◆ **Data shown**
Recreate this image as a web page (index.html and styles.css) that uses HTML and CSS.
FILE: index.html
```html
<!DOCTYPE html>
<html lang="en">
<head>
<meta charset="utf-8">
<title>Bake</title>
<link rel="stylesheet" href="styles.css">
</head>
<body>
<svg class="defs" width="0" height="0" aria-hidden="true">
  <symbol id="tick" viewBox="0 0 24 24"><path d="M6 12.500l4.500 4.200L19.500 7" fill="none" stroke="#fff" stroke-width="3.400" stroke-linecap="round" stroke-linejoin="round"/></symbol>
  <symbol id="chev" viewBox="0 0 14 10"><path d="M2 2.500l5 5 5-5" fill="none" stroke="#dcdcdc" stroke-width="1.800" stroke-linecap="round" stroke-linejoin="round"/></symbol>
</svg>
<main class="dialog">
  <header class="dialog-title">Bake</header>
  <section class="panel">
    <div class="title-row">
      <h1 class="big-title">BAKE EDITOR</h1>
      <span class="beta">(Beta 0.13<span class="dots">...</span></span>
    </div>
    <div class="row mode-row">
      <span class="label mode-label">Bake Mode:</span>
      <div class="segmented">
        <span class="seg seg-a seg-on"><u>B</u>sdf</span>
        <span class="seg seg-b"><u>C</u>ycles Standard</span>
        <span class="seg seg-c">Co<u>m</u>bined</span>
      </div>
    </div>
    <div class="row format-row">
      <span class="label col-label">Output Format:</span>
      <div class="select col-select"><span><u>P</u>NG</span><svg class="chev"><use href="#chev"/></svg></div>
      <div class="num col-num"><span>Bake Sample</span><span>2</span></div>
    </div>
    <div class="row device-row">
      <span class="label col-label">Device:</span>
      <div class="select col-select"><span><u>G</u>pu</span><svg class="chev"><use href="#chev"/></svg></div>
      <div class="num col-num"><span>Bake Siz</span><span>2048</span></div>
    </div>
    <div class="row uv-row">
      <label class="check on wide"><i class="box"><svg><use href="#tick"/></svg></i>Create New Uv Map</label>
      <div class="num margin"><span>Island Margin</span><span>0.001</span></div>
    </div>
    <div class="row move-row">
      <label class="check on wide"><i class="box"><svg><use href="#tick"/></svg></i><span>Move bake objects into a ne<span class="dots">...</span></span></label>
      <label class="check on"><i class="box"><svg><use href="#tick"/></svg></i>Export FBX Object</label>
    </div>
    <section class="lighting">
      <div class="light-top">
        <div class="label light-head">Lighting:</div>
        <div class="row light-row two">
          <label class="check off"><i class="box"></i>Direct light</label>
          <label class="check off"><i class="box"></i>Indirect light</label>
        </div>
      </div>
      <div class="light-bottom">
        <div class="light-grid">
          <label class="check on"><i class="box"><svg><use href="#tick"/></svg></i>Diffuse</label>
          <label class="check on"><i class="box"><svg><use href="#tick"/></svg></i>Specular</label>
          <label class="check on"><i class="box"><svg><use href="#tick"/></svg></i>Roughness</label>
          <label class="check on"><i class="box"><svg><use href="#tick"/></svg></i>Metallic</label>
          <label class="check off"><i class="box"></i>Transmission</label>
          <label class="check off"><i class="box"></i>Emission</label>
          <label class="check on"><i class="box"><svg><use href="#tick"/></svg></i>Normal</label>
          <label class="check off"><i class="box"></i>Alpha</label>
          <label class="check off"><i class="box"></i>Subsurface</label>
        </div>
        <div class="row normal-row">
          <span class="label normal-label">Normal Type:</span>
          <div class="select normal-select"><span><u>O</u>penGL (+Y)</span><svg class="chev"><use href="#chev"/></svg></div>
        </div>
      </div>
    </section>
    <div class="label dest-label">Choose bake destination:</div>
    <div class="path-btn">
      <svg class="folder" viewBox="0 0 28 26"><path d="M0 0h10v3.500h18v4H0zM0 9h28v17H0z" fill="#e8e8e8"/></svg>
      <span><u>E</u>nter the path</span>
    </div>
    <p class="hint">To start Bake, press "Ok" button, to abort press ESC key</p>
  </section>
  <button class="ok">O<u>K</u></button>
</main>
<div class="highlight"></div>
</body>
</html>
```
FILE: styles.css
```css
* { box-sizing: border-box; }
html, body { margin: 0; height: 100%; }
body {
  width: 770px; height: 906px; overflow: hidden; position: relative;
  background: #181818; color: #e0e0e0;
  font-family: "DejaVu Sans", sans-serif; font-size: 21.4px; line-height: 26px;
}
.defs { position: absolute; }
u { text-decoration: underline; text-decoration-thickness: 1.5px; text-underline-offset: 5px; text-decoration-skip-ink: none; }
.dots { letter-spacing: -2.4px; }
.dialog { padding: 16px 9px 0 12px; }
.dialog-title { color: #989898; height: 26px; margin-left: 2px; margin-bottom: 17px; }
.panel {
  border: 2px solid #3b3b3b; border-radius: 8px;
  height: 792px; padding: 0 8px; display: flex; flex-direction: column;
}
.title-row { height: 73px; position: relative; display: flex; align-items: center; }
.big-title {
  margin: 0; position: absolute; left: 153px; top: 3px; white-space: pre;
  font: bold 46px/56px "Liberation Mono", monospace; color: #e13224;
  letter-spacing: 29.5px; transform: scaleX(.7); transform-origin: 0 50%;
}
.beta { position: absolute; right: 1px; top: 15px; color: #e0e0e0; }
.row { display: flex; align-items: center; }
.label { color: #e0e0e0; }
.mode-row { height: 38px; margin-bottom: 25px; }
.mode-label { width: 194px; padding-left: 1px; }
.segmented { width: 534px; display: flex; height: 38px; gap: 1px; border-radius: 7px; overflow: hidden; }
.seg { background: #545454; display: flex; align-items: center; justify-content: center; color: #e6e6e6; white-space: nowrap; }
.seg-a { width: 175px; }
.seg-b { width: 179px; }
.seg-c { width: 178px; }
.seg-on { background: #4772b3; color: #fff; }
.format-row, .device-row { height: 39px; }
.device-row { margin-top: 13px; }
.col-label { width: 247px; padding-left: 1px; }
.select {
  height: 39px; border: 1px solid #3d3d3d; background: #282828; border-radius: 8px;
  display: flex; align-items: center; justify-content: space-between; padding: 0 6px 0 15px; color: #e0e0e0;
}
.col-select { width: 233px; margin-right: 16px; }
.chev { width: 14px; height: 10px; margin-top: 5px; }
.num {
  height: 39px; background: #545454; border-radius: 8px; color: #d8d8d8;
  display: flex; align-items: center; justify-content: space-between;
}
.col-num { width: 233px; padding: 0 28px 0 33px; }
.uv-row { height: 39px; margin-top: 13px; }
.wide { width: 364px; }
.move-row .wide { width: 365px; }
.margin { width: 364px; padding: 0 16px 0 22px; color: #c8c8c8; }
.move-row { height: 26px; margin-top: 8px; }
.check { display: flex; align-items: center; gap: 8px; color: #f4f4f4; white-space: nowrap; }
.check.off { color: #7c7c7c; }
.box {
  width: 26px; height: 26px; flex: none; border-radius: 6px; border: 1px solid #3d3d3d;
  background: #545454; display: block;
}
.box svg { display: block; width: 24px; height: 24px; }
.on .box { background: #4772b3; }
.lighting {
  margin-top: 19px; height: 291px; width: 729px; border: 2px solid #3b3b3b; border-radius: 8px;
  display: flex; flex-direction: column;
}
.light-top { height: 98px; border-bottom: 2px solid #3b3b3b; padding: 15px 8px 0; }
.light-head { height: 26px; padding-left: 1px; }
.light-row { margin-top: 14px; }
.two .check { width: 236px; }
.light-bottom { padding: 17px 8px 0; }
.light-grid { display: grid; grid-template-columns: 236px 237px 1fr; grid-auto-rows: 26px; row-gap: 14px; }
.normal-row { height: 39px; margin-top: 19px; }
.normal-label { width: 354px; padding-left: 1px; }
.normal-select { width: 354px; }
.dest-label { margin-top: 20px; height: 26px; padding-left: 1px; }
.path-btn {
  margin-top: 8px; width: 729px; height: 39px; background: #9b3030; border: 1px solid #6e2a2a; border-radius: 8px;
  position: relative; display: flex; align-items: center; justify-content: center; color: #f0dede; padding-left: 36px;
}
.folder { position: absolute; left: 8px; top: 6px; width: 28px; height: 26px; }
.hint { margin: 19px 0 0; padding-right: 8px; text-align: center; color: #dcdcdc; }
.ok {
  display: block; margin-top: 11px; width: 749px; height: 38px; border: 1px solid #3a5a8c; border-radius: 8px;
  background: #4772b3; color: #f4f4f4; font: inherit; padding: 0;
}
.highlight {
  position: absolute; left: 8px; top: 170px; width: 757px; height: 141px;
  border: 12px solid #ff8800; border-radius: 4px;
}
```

◆ **Work to do**
Of all the lines in the data above, state how many include "index". Say only the number.

◆ **Reply to the exercise**
2